= Specialist investigation department =

The Specialist Investigation Department is a branch of the Criminal Investigation Department of a British police force (although many use different names) which investigates crimes such as murder and sexual offences supplying specially trained officers to monitor known ex-offenders who have a history of sex offences. This unit could be considered the same as Area Major Incident Pool of the Metropolitan Police Service. The Specialist Investigation Officers use the prefix "Detective" in front of their actual police rank. The team also responds to major investigations such as murder when divisional teams can not cope with the sheer amount of work.

==Branches==
SID branches (Names differ slightly between forces but the objectives remain the same):

- Major Crime Team - Aid divisional CID in major cases such as murder.
- Fraud Squad - Investigates major fraud for example the City of London Police Fraud Squad who police London's financial district.
- Hi-Tech Crime Unit (HTCU) - Computer experts who monitor online sexual predators and assist the other teams in specialist computer monitoring.

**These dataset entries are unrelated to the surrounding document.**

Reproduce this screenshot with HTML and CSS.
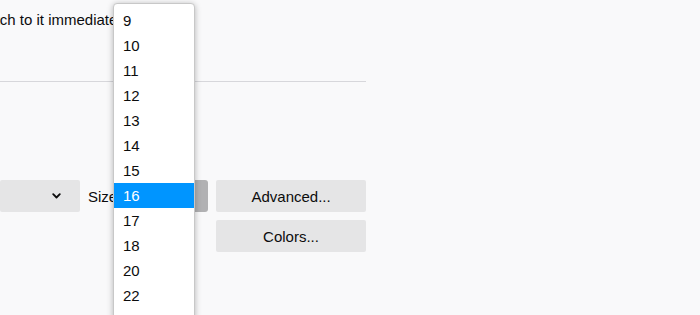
FILE: index.html
```html
<!DOCTYPE html>
<html>
<head>
<meta charset="utf-8">
<link rel="stylesheet" href="styles.css">
</head>
<body>
<div class="content">
  <p class="intro">switch to it immediately</p>
  <div class="rule"></div>
  <div class="font-row">
    <div class="select font-select">
      <svg class="chev" width="9" height="6" viewBox="0 0 9 6"><path d="M1.2 1.2 L4.5 4.5 L7.8 1.2" fill="none" stroke="#0c0c0d" stroke-width="1.8" stroke-linecap="round" stroke-linejoin="round"/></svg>
    </div>
    <span class="label">Size</span>
    <div class="select size-select open"></div>
    <button class="btn">Advanced...</button>
  </div>
  <div class="colors-row">
    <button class="btn">Colors...</button>
  </div>
</div>
<ul class="popup">
  <li>9</li>
  <li>10</li>
  <li>11</li>
  <li>12</li>
  <li>13</li>
  <li>14</li>
  <li>15</li>
  <li class="selected">16</li>
  <li>17</li>
  <li>18</li>
  <li>20</li>
  <li>22</li>
</ul>
</body>
</html>
```
FILE: styles.css
```css
html, body {
  margin: 0;
  padding: 0;
  height: 100%;
  overflow: hidden;
}
body {
  background: #f9f9fa;
  font-family: "Liberation Sans", Arial, sans-serif;
  font-size: 15px;
  color: #0c0c0d;
}
.content {
  width: 366px;
}
.intro {
  margin: 0 0 0 -26px;
  padding-top: 10px;
  line-height: 20px;
  white-space: nowrap;
}
.rule {
  margin-top: 51px;
  height: 1px;
  background: #d7d7db;
}
.font-row {
  margin-top: 98px;
  display: flex;
  align-items: center;
  height: 32px;
}
.select {
  height: 32px;
  border-radius: 2px;
  background: #e5e5e6;
  box-sizing: border-box;
}
.font-select {
  width: 80px;
  display: flex;
  align-items: center;
  justify-content: flex-end;
  padding-right: 19px;
}
.chev {
  display: block;
}
.label {
  margin-left: 8px;
}
.size-select {
  margin-left: 6px;
  width: 85px;
}
.size-select.open {
  background: #b1b1b3;
  border-radius: 3px;
}
.btn {
  margin-left: 8px;
  width: 150px;
  height: 32px;
  border: none;
  border-radius: 2px;
  background: #e5e5e6;
  font-family: inherit;
  font-size: 15px;
  color: #0c0c0d;
  padding: 0;
}
.colors-row {
  margin-top: 8px;
  display: flex;
  justify-content: flex-end;
}
.popup {
  position: absolute;
  left: 113px;
  top: 3px;
  width: 80px;
  margin: 0;
  padding: 4px 0 12px;
  list-style: none;
  background: #ffffff;
  border: 1px solid #c8c8c8;
  border-radius: 4px;
  box-shadow: 0 1px 6px rgba(0, 0, 0, 0.28);
}
.popup li {
  height: 25px;
  line-height: 25px;
  padding-left: 9px;
  color: #0c0c0d;
}
.popup li.selected {
  background: #0095ff;
  color: #ffffff;
}
```
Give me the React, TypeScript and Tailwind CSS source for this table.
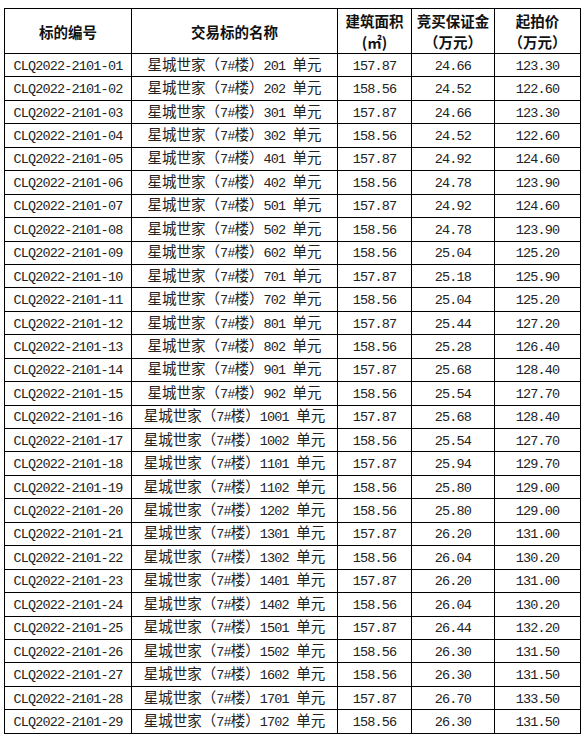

- Public Protection Unit (PPU) - Specially trained detectives who monitor known ex-sexual offenders who have been released from prison.

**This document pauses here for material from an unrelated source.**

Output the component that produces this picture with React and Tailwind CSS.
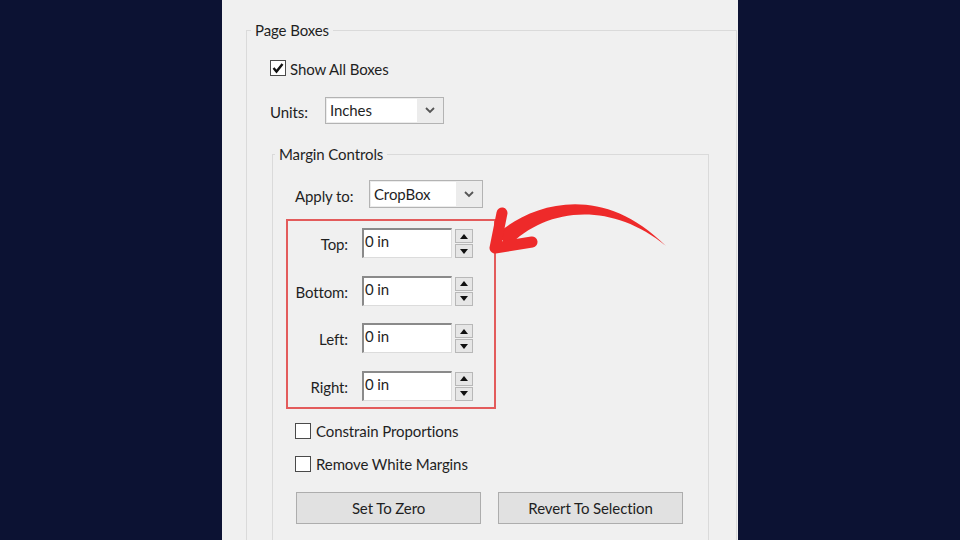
import React from 'react';

const font = { fontFamily: 'Lato, "Noto Sans", sans-serif' };

// Small check box as drawn by the classic Windows dialogs
const CheckBox = ({ checked }) => (
  <div className="w-[16px] h-[16px] border border-[#4a4a4a] bg-white flex items-center justify-center shrink-0">
    {checked && (
      <svg width="12" height="12" viewBox="0 0 12 12">
        <polyline points="1.5,6 4.5,9.5 10.5,2" fill="none" stroke="#111" strokeWidth="2.4" />
      </svg>
    )}
  </div>
);

const Chevron = () => (
  <svg width="10" height="7" viewBox="0 0 10 7">
    <polyline points="1,1 5,5 9,1" fill="none" stroke="#555" strokeWidth="1.8" />
  </svg>
);

const Select = ({ value, className }) => (
  <div className={`flex border border-[#b3b3b3] bg-[#ececec] ${className}`}>
    <div className="flex-1 bg-white m-[1px] mr-0 flex items-center pl-[3px]">{value}</div>
    <div className="w-[26px] flex items-center justify-center">
      <Chevron />
    </div>
  </div>
);

const Spinner = () => (
  <div className="flex flex-col gap-[1px] pt-[1px]">
    {['up', 'down'].map((dir) => (
      <div key={dir} className="w-[18px] h-[14px] bg-[#e6e6e6] border border-[#b8b8b8] flex items-center justify-center">
        <svg width="8" height="5" viewBox="0 0 8 5">
          {dir === 'up'
            ? <polygon points="0,5 4,0 8,5" fill="#111" />
            : <polygon points="0,0 8,0 4,5" fill="#111" />}
        </svg>
      </div>
    ))}
  </div>
);

const MarginRow = ({ label }) => (
  <div className="flex items-start h-[30px]">
    <div className="w-[60px] text-right pt-[6px] leading-[20px]">{label}</div>
    <div className="ml-[14px] w-[90px] h-[30px] bg-white border-t-2 border-l-2 border-t-[#8a8a8a] border-l-[#8a8a8a] border-r border-b border-r-[#dcdcdc] border-b-[#dcdcdc] pl-[1px] pt-[1px] leading-[20px]">
      0 in
    </div>
    <div className="ml-[3px]">
      <Spinner />
    </div>
  </div>
);

const Button = ({ children }) => (
  <div className="w-[185px] h-[32px] bg-[#e1e1e1] border border-[#adadad] flex items-center justify-center pt-[2px]">
    {children}
  </div>
);

export default function App() {
  return (
    <div className="relative w-[960px] h-[540px] bg-[#0c1233] overflow-hidden text-[15px] tracking-[-0.1px] text-[#1f1f1f]" style={font}>
      <div className="ml-[222px] w-[516px] h-[540px] bg-[#f0f0f0] overflow-hidden pt-[20px] pl-[24px]">
        <fieldset className="border border-[#dadada] w-[491px] h-[620px]">
          <legend className="ml-[4px] px-[4px] leading-[20px]">Page Boxes</legend>
          <div className="pl-[23px] pt-[20px]">
            <div className="flex items-center gap-[4px] h-[16px]">
              <CheckBox checked />
              <span className="pt-[2px]">Show All Boxes</span>
            </div>

            <div className="flex items-center mt-[21px]">
              <span className="w-[55px] pt-[4px]">Units:</span>
              <Select value="Inches" className="w-[119px] h-[27px]" />
            </div>

            <fieldset className="mt-[20px] ml-[2px] w-[437px] h-[460px] border border-[#dadada]">
              <legend className="ml-[2px] px-[4px] leading-[20px]">Margin Controls</legend>
              <div className="pl-[13px] pt-[16px]">
                <div className="flex items-center ml-[9px]">
                  <span className="w-[74px] pt-[4px]">Apply to:</span>
                  <Select value="CropBox" className="w-[114px] h-[28px]" />
                </div>

                <div className="mt-[11px] w-[210px] border-2 border-[#e35b5b] pt-[7px] pb-[6px] flex flex-col gap-[17.5px]">
                  <MarginRow label="Top:" />
                  <MarginRow label="Bottom:" />
                  <MarginRow label="Left:" />
                  <MarginRow label="Right:" />
                </div>

                <div className="ml-[9px] mt-[14px] flex items-center gap-[5px] h-[16px]">
                  <CheckBox />
                  <span className="pt-[1px]">Constrain Proportions</span>
                </div>
                <div className="ml-[9px] mt-[17px] flex items-center gap-[5px] h-[16px]">
                  <CheckBox />
                  <span className="pt-[1px]">Remove White Margins</span>
                </div>

                <div className="ml-[10px] mt-[20px] flex gap-[17px]">
                  <Button>Set To Zero</Button>
                  <Button>Revert To Selection</Button>
                </div>
              </div>
            </fieldset>
          </div>
        </fieldset>
      </div>

      {/* curved red pointer arrow */}
      <svg className="absolute left-0 top-0 pointer-events-none" width="960" height="540" viewBox="0 0 960 540">
        <path
          d="M 497 234 C 530 205, 600 180, 666 246 C 610 200, 545 208, 508 247 Z"
          fill="#ee2a2a"
        />
        <path
          d="M 502 213 L 495 248 L 532 242"
          fill="none"
          stroke="#ee2a2a"
          strokeWidth="11"
          strokeLinecap="round"
          strokeLinejoin="round"
        />
      </svg>
    </div>
  );
}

- Organised Crime Unit - A team of officers who investigate organised crime such as bank robberies and crimes involving drugs, committed by career criminals, but not by petty thieves.
- Vulnerability Unit - Officers who provide aftercare of the public and investigation into major crimes against children and Domestic violence.
- Scientific Support Unit - Forensic scientists who support the force in gathering crime scene DNA linking the guilty with the crime and the place, which would often be crucial in court cases.